Pero cada vez que superábamos un parcial, cada vez que entendíamos un concepto nuevo, sentíamos algo que el dinero no puede comprar: la dignidad. Sentíamos que estábamos rompiendo una cadena. Que estábamos reescribiendo nuestra propia historia y la de nuestros apellidos. Y sé muy bien que mi historia no es única. Soy parte de un colectivo de luchadores que forjamos este logro.
Mis compañeros y yo provenimos del corazón de la sede del Cres, en San Francisco, cursando a 200 kilómetros del Campus Central dónde juntos construimos allí nuestro propio hogar.
¿Quién nos va a quitar el recuerdo del olorcito a pizza caliente que venía del quiosco a las 9 de la noche? En medio del cansancio, para nosotros, esa pizza una vez por semana era el mejor buffet de todos. ¿Cómo olvidarnos de los almuerzos improvisados en el aula, abriendo el tupper con comida casera sobre el banco, charlando y compartiendo mientras esperábamos que llegara el profe?
Teníamos nuestra propia mística.
Si había que esperar una nota o hacer tiempo entre turnos, la plazoleta a unas cuadras se convertía en nuestra sala de espera bajo el sol. Si faltaba espacio, no importaba: armábamos nuestras propias «mesas de estudio» en los pasillos, juntando bancos afuera del quiosco, robándole minutos al reloj entre clase y clase. Pasamos tantas horas juntos, compartiendo mates, apuntes y vidas, que esa cercanía hizo que dejáramos de ser simples compañeros para volvernos una familia. También nos regaló una relación única con nuestros docentes. Al ser pocos, tuvimos el privilegio de hablar, de debatir mano a mano, de sentir que no solo nos daban cátedra, sino que nos acompañaban en la vida; y hoy muchos de ellos son nuestros amigos.
Así como hoy estoy acá contando mi historia, miro a los costados y veo, no solo graduados; sino cientos de historias de superación que merecen ser contadas. Acá hay compañeros y compañeras que viajaron años «a dedo» o contando las monedas para el interurbano, con frío, con lluvia, saliendo de sus pueblos de madrugada para llegar a la primera clase. Acá hay madres y padres. Gente que venía a cursar después de dejar a sus hijos al cuidado de alguien, con la cabeza dividida entre la clase teórica y la preocupación de qué estaría pasando en casa. Yo los vi estudiar en los pasillos, aprovechando esos 15 minutos libres mientras se calentaban las manos con un mate, porque el tiempo valía oro.

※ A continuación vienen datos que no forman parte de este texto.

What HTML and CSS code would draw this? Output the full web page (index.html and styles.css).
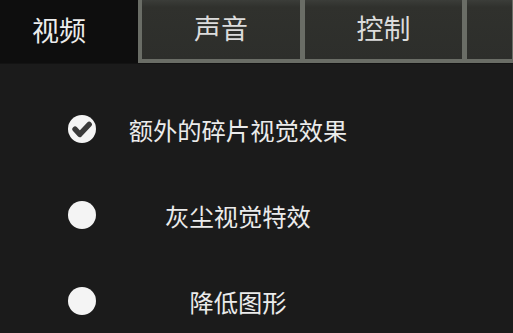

Veo a compañeros que son primera generación de universitarios en sus familias. ¿Saben lo que pesa eso? ¿Saben la emoción que es para un abuelo o una madre ver que, por primera vez, alguien de su familia va a ser «el doctor», “el diseñador», «la ingeniera» o «la contadora»? Esa presión es enorme, pero hoy la transformamos en victoria.
Acá hay gente que recusó materias, no porque no fueran capaces, sino porque la vida se puso difícil, porque hubo que trabajar doble turno, o porque la salud o la economía jugaron una mala pasada. Y sin embargo… acá están. No se rindieron. La resiliencia también es una materia que aprobamos, y quizás sea la más importante de todas.
Pero todo esto fue posible porque esta universidad, la UNVM, nos abrió la puerta de par en par. No nos pidió un apellido ilustre. No nos pidió contactos. Solo nos pidió esfuerzo. Nos pidió constancia. Nos dijo: «Si vos pones la voluntad, yo pongo la oportunidad».
Por eso, este título es la prueba viviente de que el origen no determina el destino cuando existen oportunidades reales, cuando el Estado y la sociedad entienden que la educación es un derecho y no un privilegio de pocos. Colegas, hoy nos convertimos en profesionales. Pero mi deseo profundo para todos nosotros es que nunca dejemos de ser, ante todo, humanos agradecidos.
Que cuando estemos mañana en nuestros consultorios, en las escuelas, en las empresas, en los laboratorios, en los campos o en las fábricas, no nos olvidemos de dónde venimos. Que la soberbia del título no nos nuble la empatía.
No nos olvidemos que la universidad fuimos, somos y seremos todos nosotros los que día a día apasionadamente damos lo mejor.
Tenemos en las manos una herramienta poderosa. Usémosla no solo para progresar individualmente, que está muy bien y nos lo merecemos, sino para tender la mano al que viene atrás.
Hagamos nuestro trabajo con tanta excelencia y con tanta humanidad, que el día de mañana, otro chico o chica que piense que la universidad «no es para ellos» porque no tienen recursos, nos vea a nosotros y diga: «Si ellos pudieron, yo también puedo».
Gracias a la vida por este momento, gracias a la Universidad Nacional de Villa María por ser nuestro puente indestructible, y gracias a ustedes, compañeros, por ser parte de este viaje inolvidable.
¡Salud, disfruten este logro, y muy feliz vida profesional para todos!